Paul Tournier, the Swiss doctor, counselor and Christian writer sees the temptation of Jesus as a temptation to magic. Magic is using the power of God separated from relationship with God. Magic is the independent use of God's supernatural gifts and promises. The magician is one who uses impersonal formulas and incantations, the only will the magician obeys is his own will, and the only desires her own desires. The prophet of God sees the future - but in the light of the will of God and involving a call to repentance and right living. The prophet is ethically motivated and in union with the will of god. The fortune-teller on the other hand makes no ethical demands; their future is a self-serving one. They are divorced from the Truth. Magic and supernatural power can seem only a whisker apart.
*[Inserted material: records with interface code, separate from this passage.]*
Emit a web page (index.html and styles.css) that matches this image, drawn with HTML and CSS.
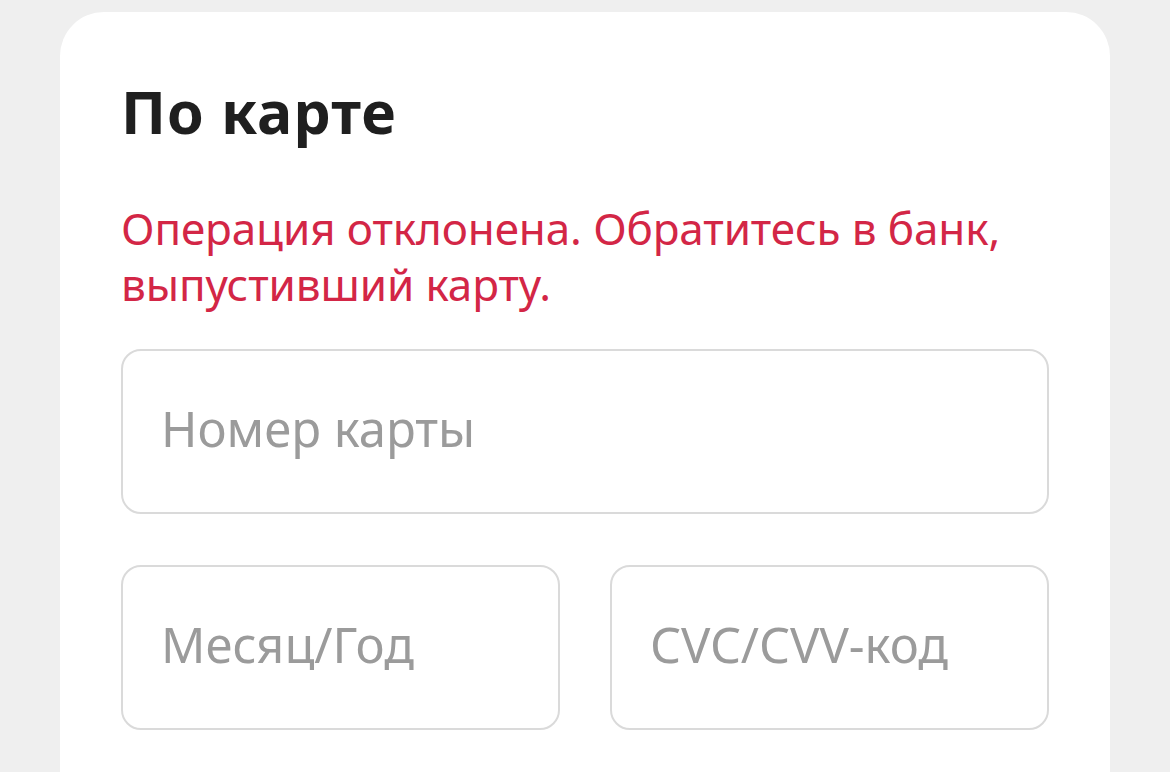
FILE: index.html
```html
<!DOCTYPE html>
<html lang="ru">
<head>
<meta charset="utf-8">
<link rel="stylesheet" href="styles.css">
</head>
<body>
<div class="card">
  <h1 class="title">По карте</h1>
  <p class="error">Операция отклонена. Обратитесь в банк, выпустивший карту.</p>
  <div class="field field-full"><span class="ph">Номер карты</span></div>
  <div class="row">
    <div class="field"><span class="ph">Месяц/Год</span></div>
    <div class="field"><span class="ph">CVC/CVV-код</span></div>
  </div>
</div>
</body>
</html>
```
FILE: styles.css
```css
html, body {
  margin: 0;
  padding: 0;
  background: #efefef;
  height: 100%;
  overflow: hidden;
}
body {
  font-family: "Noto Sans", "Open Sans", sans-serif;
}
.card {
  margin: 12px 0 0 60px;
  width: 1050px;
  box-sizing: border-box;
  height: 900px;
  background: #fff;
  border-radius: 44px;
  padding: 64px 61px 0 61px;
}
.title {
  margin: 0;
  font-size: 59px;
  line-height: 70px;
  font-weight: 700;
  letter-spacing: 1px;
  color: #1f1f1f;
}
.error {
  margin: 54px 0 0;
  font-size: 44px;
  line-height: 56px;
  letter-spacing: -0.1px;
  color: #d32646;
}
.field {
  box-sizing: border-box;
  height: 165px;
  border: 2px solid #dadada;
  border-radius: 20px;
  display: flex;
  align-items: center;
  padding: 0 0 7px 38px;
}
.field-full {
  margin-top: 37px;
}
.ph {
  font-size: 49px;
  color: #9b9b9b;
}
.row {
  display: grid;
  grid-template-columns: 1fr 1fr;
  gap: 50px;
  margin-top: 51px;
}
```
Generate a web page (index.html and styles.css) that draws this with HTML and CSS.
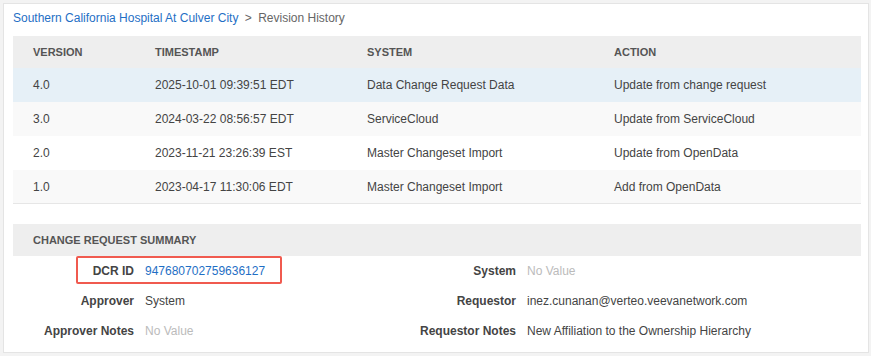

Yet they are worlds apart.
Let’s look at a case study where a servant of God was tempted to use his powers for his own purposes and selfish gain. That's right - Balaam! His story is long and involved and well known to most Christians - there are three whole chapters of the Bible devoted to it - Numbers 22, 23 and 14. Its starts off with King Balak treating Balaam like a magician whose powers were for hire to the highest bidder... "
Numbers 22:5-12 NRSV He sent messengers to Balaam son of Beor at Pethor, which is on the Euphrates, in the land of Amaw, to summon him, saying, "A people has come out of Egypt; they have spread over the face of the earth, and they have settled next to me. (6) Come now, curse this people for me, since they are stronger than I; perhaps I shall be able to defeat them and drive them from the land; for I know that whomever you bless is blessed, and whomever you curse is cursed." (7) So the elders of Moab and the elders of Midian departed with the fees for divination in their hand; and they came to Balaam, and gave him Balak's message. (8) He said to them, "Stay here tonight, and I will bring back word to you, just as the LORD speaks to me"; so the officials of Moab stayed with Balaam. (9) God then appears to Balaam to tell him that His power and His will cannot be separated “God came to Balaam and said, "Who are these men with you?" (10) Balaam said to God, "King Balak son of Zippor of Moab, has sent me this message: (11) 'A people has come out of Egypt and has spread over the face of the earth; now come, curse them for me; perhaps I shall be able to fight against them and drive them out.' (12) God said to Balaam, "You shall not go with them; you shall not curse the people, for they are blessed."